The pair both deny charges of manslaughter and GBH (grievous bodily harm).

Both defendants gave their evidence at their trial at Lewes Crown Court on Friday (November 17).

Earlier in the trial, the court heard Andrew Hill was severely wounded in the attack, suffering broken ribs, a punctured lung and a missing tooth.

His older brother Brian, 60, suffered a fatal head injury after being knocked down, prosecutor Simon Taylor told the hearing.

Matthew Smith outside Lewes Crown Court. SUS-171116-093051001

Matthew Smith outside Lewes Crown Court. SUS-171116-093051001

The court was shown CCTV footage from a taxi which caught the attack.

In the footage Bourdon-Pierre and Smith are seen asking about the cost of the taxi fare shortly before the Hill brothers passed by.

As the brothers passed the taxi, the prosecution says Smith can be heard on the footage calling after them, shouting ‘squint eye’ at one of the brothers.

Bourdon-Pierre said at Friday’s hearing: “I was not expecting trouble at the taxi ran​k​, absolutely not.

“It all happened really quickly. The next day I was not able to remember anything clearly.

“When we left the club I headed towards the cashpoint to get some money out for the week.

“The taxi driver asked for £7 and I tried to negotiate the fare. I had a pocket full of change and was getting the money out and can then remember Matthew saying, ‘Do not come close to me, mate’. I did not know what it was all about at the time. That’s when I realised something was wrong.

“He (Andrew Hill) looked aggressive to me. When I said we were getting in the cab I was trying to get the message across to the driver and the bloke. I was not trying to start a fight.

“I said that because he said, ‘Just shut up, all right’ and I thought, ‘Why has he told me to shut up?’

“Andrew came back towards the taxi in a boxing stance.

“I thought I was going to get hit. I reacted. At the time it all happened so quickly.

“I threw a punch at Andrew. I did not say that in interview because at the time everything happened so quickly.

“I used my left hand, not sure whether it connected or not. I swung with my right hand and by the time this happened, Andrew had been taken out by Matthew.

“At the time he was right in front of both of us and I thought I was going to get hit.

“I would have got hit had I not thrown a punch. I acted the way I thought I could.”

Bourdon-Pierre said he ‘accepted’ that he had ‘landed a punch’ on Brian Hill on his left cheek.

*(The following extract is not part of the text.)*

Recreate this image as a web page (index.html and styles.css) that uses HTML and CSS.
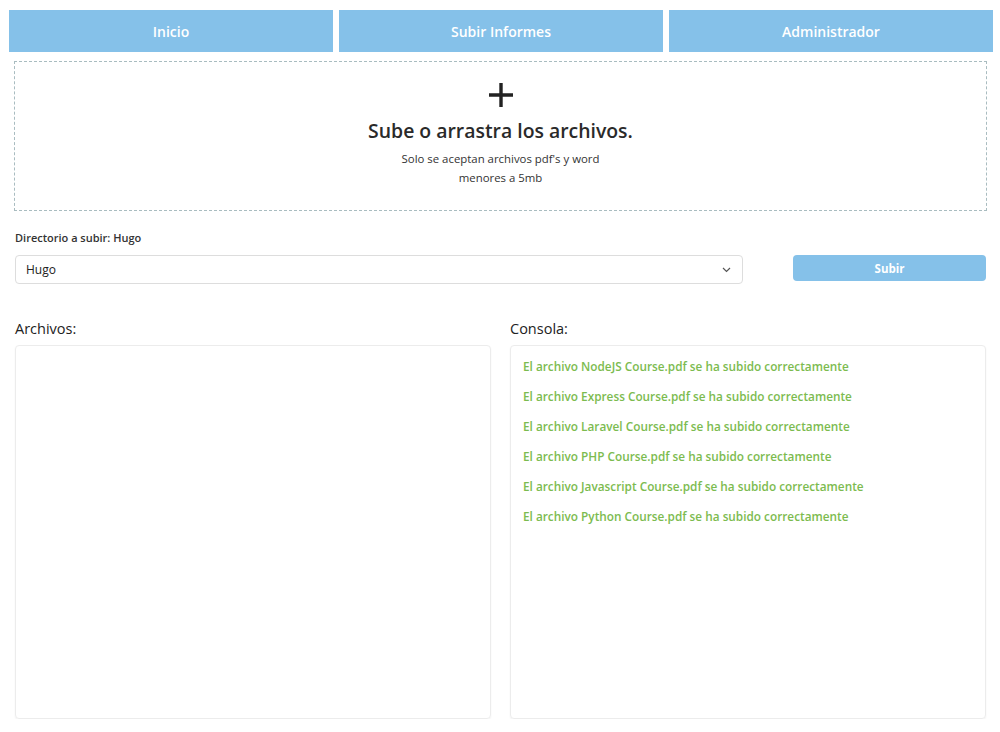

He said: “Brian just fell down. I felt the need to strike Brian because they were in it together (Brian and Andrew). It happened so fast. I just did what I thought was necessary at the time.

“I was devastated when I was told that Brian had died. I could not believe a man had died because of me.

“I feel so bad about what’s happened and if I could turn back the clock I would because I would not wish that on anyone. I am truly sorry.”

In giving his evidence, Smith said: “I punched Andrew because I thought I was going to be hurt myself.

“I started the exchange and lied about it in interview because I was scared.

“I said ‘squinty eye’ to Andrew and he became aggressive and took offence to what I said. He moved towards me and his brother was following to the side towards us. I felt intimidated.

“They started to walk away and I did not follow them because I did not want a fight.

“I saw Andrew go into a boxing stance. I threw a punch to hit him on the left hand side of the face because I felt even more intimidated. He had not punched me.

“He fell to the ground and I just walked away from the situation. I did not stamp on Andrew at all nor kick him in the rib area while he was on the ground.

“When we got into the cab we drove back up the road to see what had happened out of interest.”

Smith told the court he laughed while he was in the taxi after the attack because he ‘had been drinking’.

He added: “There was almost the sense of relief that these two men had come and attacked us and we had defended ourselves. I was not spoiling for a fight. I did not know the extent of the situation and did not think that the injuries were bad.

“I accept that I started the verbal interaction with Andrew Hill. I did lie about certain parts of the evening because I was scared once I found out the extent of their injuries.

“I do not know why I said ‘squinty eye’. I was acting like a stupid boy to be honest. It was a stupid comment I had made after having a few beers.

“Punching was not my first choice. I wanted to step away and said I did not like it and at that point I felt I had to use reasonable physical force.”

The jury is expected to deliver its verdict today (Monday, November 20).